Dalam fiqh, disebutkan bahwa kamu dan hartamu adalah milik ayahmu. Aku juga pernah mendengar bahwa seorang ayah dipersilakan berbuat sekehendaknya pada budak-budaknya. Seorang ayah bebas untuk memaafkan atau menghukum budak-budaknya. Tapi sebagai seorang ayah, mendengar hal ini aku bukannya membuatku merasa bebas.

Aku tahu betul: jika aku bersikap adil (dengan menghukum kesalahan anak-anakku), Allah pun akan memperlakukanku begitu. Dan jika aku merahmati (dengan bersikap lebih baik atas kesalahan mereka), Allah pun akan memperlakukanku begitu.

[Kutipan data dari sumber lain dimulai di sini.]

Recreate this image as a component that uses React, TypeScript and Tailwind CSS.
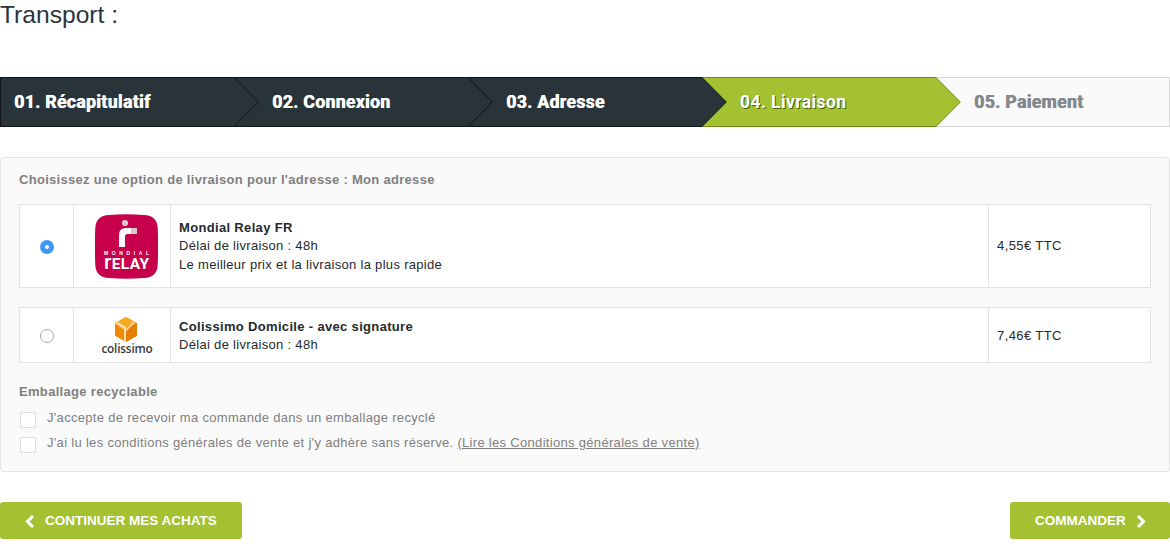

Pendeknya, menikah memberimu sedikit gambaran bagaimana rasanya berada di posisi yang menetapkan aturan dan mengeluarkan perintah disamping menyayangi, mendidik dan merawat. Dengan menikah, seorang budak kurang ajar perlahan mengerti beban kerja dan tanggung jawab tuannya. Setelah sadar bahwa ia tidak bisa berbuat lebih baik pada budaknya sendiri dibandingkan tuannya pada dirinya, seorang yang menikah belajar untuk menerima (tidak lagi banyak protes pada) apa yang disediakan tuannya untuknya kemudian percaya bahwa tuannya telah memberikan yang terbaik untuknya.

Begitulah. Ini bukan akhir perjalananku dan kukira kamu punya sudut pandang yang lebih kaya wawasan ketimbang apa yang kubagikan ini. Kuharap kamu tidak terlalu enggan untuk membaginya.